= PROMPT =
Among the entries below, find the lines with "that" and copy them.

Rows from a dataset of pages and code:
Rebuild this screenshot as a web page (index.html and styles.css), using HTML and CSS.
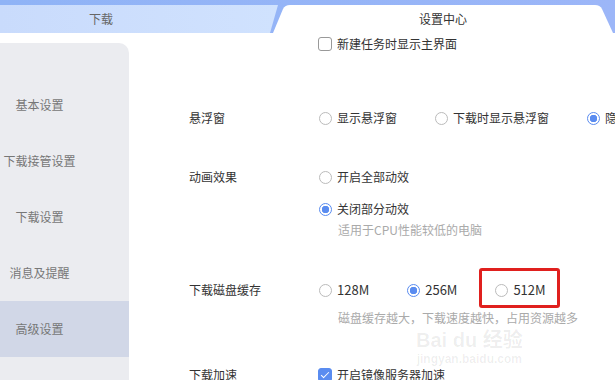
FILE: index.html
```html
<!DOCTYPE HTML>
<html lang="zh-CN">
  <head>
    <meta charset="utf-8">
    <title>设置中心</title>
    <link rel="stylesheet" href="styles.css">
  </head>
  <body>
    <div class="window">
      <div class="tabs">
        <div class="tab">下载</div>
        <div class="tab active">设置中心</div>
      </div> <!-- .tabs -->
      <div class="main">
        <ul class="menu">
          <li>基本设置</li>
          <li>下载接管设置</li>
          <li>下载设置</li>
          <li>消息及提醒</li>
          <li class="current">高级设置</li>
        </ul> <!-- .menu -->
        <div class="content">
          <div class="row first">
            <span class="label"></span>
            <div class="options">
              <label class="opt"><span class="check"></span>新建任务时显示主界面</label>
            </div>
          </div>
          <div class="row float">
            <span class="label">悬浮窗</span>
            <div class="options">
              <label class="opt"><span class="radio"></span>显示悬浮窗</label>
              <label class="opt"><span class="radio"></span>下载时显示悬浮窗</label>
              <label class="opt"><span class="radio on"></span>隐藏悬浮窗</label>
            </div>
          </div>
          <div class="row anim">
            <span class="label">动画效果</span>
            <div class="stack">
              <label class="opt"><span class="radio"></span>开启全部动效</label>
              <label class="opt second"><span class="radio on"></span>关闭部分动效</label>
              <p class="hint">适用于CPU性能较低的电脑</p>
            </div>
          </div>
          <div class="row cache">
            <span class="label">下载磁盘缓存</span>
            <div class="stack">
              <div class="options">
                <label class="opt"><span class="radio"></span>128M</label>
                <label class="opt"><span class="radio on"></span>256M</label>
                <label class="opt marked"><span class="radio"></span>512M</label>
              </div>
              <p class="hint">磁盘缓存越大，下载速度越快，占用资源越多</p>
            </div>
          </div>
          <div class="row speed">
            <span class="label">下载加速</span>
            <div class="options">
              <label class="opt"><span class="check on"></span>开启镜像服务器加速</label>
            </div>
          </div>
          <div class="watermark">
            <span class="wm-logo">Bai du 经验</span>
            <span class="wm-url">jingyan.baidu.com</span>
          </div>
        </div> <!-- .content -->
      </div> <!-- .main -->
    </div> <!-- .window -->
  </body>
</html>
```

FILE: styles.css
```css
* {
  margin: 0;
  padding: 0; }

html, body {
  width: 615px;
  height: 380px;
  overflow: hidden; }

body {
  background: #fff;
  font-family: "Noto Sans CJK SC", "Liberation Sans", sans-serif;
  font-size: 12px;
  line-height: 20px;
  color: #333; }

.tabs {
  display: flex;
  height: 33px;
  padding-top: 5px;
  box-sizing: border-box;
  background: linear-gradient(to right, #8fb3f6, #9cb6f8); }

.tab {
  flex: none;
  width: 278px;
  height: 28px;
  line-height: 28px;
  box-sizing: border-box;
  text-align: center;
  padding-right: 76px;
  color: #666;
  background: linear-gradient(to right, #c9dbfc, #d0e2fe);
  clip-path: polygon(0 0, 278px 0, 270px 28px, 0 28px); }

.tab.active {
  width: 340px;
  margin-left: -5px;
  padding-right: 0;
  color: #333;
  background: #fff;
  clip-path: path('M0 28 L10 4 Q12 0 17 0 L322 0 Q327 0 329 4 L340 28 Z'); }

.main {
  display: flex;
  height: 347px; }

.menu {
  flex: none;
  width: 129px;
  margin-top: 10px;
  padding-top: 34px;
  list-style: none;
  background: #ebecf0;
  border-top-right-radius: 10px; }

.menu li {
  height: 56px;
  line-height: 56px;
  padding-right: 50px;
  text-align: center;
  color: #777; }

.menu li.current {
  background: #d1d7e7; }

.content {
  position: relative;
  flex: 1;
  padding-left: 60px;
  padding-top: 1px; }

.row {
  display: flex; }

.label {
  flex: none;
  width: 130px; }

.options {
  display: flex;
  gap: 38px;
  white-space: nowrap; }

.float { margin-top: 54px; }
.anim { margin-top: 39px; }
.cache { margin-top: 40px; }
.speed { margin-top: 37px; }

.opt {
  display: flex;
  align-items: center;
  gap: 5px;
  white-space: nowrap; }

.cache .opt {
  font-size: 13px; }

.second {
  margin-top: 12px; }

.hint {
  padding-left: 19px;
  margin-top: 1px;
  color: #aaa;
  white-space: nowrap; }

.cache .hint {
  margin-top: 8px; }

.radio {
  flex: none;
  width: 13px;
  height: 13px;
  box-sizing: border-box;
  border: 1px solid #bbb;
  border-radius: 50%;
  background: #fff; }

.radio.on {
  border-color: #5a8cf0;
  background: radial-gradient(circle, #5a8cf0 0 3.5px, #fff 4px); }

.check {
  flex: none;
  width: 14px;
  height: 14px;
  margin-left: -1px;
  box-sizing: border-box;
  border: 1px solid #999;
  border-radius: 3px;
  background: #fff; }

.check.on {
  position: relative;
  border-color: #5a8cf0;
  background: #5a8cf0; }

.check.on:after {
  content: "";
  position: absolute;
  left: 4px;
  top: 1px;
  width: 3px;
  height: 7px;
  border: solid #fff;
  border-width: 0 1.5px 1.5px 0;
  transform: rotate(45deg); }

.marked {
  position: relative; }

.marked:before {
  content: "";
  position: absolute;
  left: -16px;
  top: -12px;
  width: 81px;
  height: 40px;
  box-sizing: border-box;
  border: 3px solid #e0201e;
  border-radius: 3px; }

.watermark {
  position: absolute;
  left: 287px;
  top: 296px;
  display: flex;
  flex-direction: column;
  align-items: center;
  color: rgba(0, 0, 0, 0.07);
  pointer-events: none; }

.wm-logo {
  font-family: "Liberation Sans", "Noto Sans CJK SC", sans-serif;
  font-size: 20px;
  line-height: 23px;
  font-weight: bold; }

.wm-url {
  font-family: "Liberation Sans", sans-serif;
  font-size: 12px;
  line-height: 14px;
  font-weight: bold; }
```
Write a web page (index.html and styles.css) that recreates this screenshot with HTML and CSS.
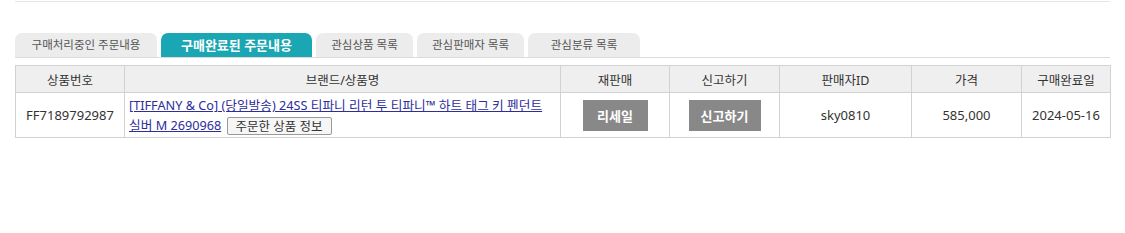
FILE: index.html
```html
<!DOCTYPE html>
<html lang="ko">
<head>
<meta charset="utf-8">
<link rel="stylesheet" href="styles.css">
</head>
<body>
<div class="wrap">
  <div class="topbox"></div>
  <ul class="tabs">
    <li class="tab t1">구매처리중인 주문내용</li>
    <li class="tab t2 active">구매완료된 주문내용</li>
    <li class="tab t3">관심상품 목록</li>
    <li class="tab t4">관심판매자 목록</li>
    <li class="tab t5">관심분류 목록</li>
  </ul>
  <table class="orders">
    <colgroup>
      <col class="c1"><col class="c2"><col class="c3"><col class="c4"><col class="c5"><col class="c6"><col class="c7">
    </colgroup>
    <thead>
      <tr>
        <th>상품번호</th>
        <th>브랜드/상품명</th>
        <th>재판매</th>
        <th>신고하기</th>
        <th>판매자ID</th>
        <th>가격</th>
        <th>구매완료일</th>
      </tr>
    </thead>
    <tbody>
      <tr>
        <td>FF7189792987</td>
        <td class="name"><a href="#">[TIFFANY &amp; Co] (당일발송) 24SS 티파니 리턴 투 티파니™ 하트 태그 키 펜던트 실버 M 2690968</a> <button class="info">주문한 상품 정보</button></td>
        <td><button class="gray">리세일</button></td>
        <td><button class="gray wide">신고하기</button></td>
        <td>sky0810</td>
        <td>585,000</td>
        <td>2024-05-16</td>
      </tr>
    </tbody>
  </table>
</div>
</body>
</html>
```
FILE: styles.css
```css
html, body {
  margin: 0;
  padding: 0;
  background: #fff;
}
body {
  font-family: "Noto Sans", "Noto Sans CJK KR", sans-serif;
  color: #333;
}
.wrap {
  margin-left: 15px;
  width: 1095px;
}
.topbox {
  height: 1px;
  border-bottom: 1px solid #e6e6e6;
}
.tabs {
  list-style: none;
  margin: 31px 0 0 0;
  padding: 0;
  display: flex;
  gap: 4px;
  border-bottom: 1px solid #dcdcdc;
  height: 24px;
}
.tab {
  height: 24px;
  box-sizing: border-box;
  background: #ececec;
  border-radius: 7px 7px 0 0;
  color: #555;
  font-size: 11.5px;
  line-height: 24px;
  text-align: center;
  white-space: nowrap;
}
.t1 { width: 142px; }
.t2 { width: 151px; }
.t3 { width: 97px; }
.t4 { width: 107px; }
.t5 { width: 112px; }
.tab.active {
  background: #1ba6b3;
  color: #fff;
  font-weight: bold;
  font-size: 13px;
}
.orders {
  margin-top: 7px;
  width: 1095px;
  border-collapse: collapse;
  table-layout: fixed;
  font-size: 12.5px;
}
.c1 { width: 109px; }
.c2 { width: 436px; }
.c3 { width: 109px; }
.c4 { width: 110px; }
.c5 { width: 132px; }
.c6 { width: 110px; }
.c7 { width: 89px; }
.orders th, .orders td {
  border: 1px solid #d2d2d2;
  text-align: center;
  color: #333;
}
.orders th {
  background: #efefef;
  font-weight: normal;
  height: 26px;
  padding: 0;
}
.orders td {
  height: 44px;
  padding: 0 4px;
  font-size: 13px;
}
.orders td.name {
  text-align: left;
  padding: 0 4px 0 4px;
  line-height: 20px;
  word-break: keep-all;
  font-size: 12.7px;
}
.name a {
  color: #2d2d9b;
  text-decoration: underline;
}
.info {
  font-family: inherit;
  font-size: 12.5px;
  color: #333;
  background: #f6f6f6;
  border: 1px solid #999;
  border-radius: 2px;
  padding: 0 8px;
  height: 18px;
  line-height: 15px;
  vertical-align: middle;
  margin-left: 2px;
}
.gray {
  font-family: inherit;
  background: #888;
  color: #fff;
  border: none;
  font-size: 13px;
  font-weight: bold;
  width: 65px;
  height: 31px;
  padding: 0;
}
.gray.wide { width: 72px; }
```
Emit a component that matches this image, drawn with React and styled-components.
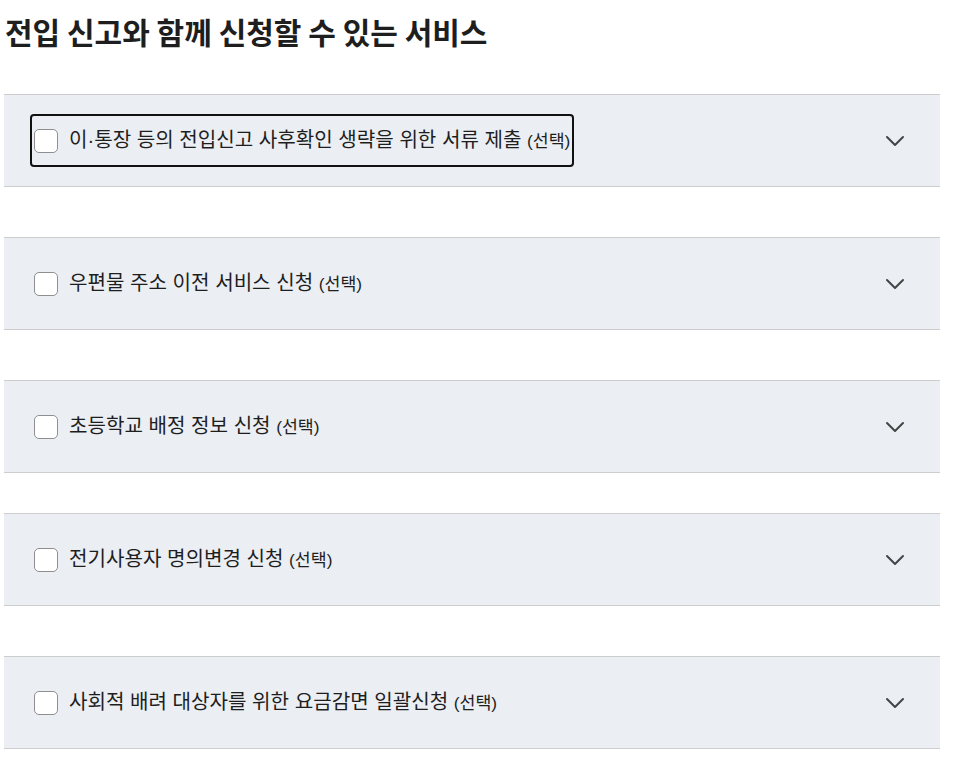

= THE REPLY =
Write a web page (index.html and styles.css) that recreates this screenshot with HTML and CSS.
Emit a component that matches this image, drawn with React and styled-components.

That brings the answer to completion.